Além disso, a Consulta Pública MME nº 176/2024 discute a estruturação de um leilão autônomo de armazenamento, que poderia incentivar novas soluções tecnológicas e mitigar riscos operacionais das fontes renováveis. Esse processo se conecta diretamente com os pressupostos da Consulta Pública Aneel nº 39/2023, reforçando a necessidade de um arcabouço regulatório adequado para o setor.

Outro elemento relevante nesse contexto é o Plano Decenal de Energia 2034, que já aponta a necessidade de ampliar os investimentos em armazenamento. Algumas empresas do setor começam a estruturar projetos-piloto de UHRs, enquanto o Leilão para Suprimento aos Sistemas Isolados, previsto para maio de 2025, poderá contemplar soluções híbridas de geração e armazenamento.

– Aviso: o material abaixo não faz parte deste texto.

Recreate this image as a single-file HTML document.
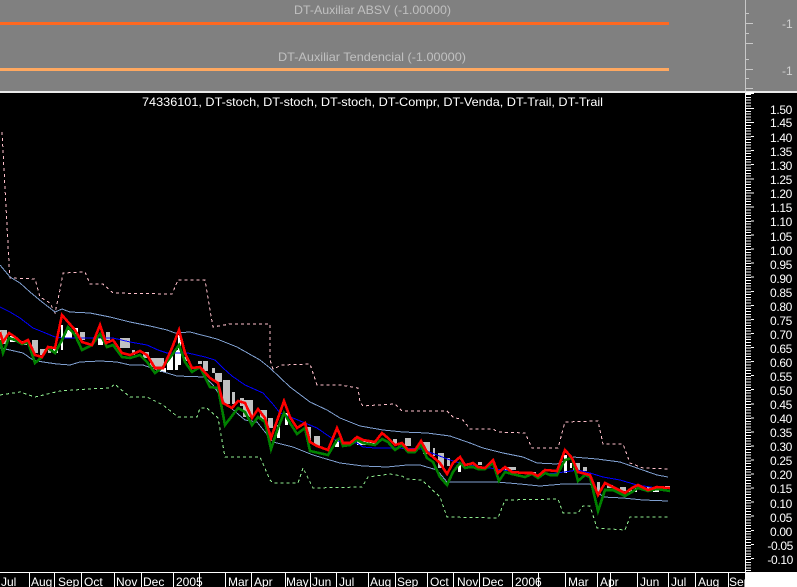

Conclusão: o Brasil precisa avançar

Embora a ampliação do mercado livre seja um processo consolidado e irreversível, a confiabilidade do sistema elétrico segue sendo um tema crítico para o poder concedente.

Os leilões de 2025 representam não apenas uma oportunidade para diversificação de portfólios e mitigação de riscos pelos investidores, mas também um caminho essencial para desenvolver novas tecnologias e garantir a segurança energética do Sistema Interligado Nacional.

A transição energética brasileira exige soluções robustas para equilibrar a expansão das fontes renováveis com a segurança do suprimento. O crescimento da geração intermitente precisa ser acompanhado de estratégias de mitigação de riscos operacionais, garantindo potência firme ao sistema.

O Brasil já domina a engenharia de grandes usinas hidrelétricas – agora, precisa direcionar esse conhecimento para modernizar sua matriz elétrica e integrar de forma definitiva as usinas reversíveis.

O armazenamento de energia, em especial as UHRs, não deve ser visto como um conceito distante, mas sim como um pilar essencial para a resiliência da matriz elétrica brasileira. As discussões regulatórias avançam, mas o momento de agir é já.

Este artigo expressa exclusivamente a posição do autor e não necessariamente da instituição para a qual trabalha ou está vinculado.


Daniel Steffens é sócio da Área de Energia e Infraestrutura do Urbano Vitalino Advogados.